Compared to the optimism of early post-Cold War era, the international aid industry – and with it,
the development-security nexus – faces a growing crisis of acceptance. This malaise is reflected
in the increasing necessity of constant risk-management within contemporary aid interventions.
Since the end of the 1990s, the number of aid workers deliberately killed, injured or attacked has
grown steadily. Incorporated as an extension of Western foreign policy, including playing social
advisor to corporate interests in an age of neoliberal excess, for many ‘beneficiaries’ the aid
industry’s earlier claims to neutrality and material betterment now count for little. This talk traces
the liberal way of development’s growing crisis of acceptance through its changing approach to
risk-management.

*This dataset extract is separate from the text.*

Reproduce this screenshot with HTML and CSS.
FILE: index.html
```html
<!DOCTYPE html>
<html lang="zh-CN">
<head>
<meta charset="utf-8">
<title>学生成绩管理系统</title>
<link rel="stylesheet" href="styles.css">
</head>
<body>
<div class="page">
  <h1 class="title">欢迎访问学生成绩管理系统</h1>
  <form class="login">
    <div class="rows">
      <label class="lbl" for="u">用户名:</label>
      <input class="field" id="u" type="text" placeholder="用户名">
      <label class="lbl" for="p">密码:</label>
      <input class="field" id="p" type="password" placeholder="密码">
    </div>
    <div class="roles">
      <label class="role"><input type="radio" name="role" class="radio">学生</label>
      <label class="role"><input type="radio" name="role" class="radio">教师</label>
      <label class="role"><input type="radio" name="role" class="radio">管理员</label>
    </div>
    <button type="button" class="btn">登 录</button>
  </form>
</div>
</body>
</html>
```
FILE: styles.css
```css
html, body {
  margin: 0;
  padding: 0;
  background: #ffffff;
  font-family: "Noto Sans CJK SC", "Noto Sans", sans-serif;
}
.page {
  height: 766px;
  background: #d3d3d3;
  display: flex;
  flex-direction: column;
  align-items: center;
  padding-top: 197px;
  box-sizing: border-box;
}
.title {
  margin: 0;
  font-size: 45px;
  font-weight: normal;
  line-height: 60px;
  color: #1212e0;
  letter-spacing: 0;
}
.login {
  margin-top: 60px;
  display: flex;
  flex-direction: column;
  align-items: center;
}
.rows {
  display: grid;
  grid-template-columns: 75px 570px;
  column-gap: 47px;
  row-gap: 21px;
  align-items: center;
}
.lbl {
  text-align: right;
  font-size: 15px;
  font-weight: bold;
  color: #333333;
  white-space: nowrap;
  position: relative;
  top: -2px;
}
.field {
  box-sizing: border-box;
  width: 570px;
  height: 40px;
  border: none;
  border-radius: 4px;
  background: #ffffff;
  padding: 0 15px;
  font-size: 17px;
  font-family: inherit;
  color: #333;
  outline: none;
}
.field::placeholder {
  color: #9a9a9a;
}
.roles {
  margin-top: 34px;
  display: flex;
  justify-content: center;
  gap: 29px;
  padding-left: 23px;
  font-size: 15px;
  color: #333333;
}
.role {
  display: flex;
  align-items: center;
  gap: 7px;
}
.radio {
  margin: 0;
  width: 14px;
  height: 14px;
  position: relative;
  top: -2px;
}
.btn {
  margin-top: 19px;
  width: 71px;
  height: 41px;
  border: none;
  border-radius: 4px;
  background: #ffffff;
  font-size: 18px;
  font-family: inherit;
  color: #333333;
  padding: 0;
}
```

From initial attempts to centralise and professionalise risk-aversion, the main
outcome of which was the fortified aid compound, the emphasis has now shifted to increasing
the resilience of the aid industry. Rather than ‘when to leave’ the aim is now ‘how to stay’.
Through the decentralisation, localisation and indigenisation of risk-management, resilience
establishes a new and productive relationship to crisis. That is, as an opportunity to improve the
robustness and fitness of aid agencies. In effectively ignoring the crisis of acceptance, however,
rather than addressing the current malaise, resilience promises to dig the bunker deeper.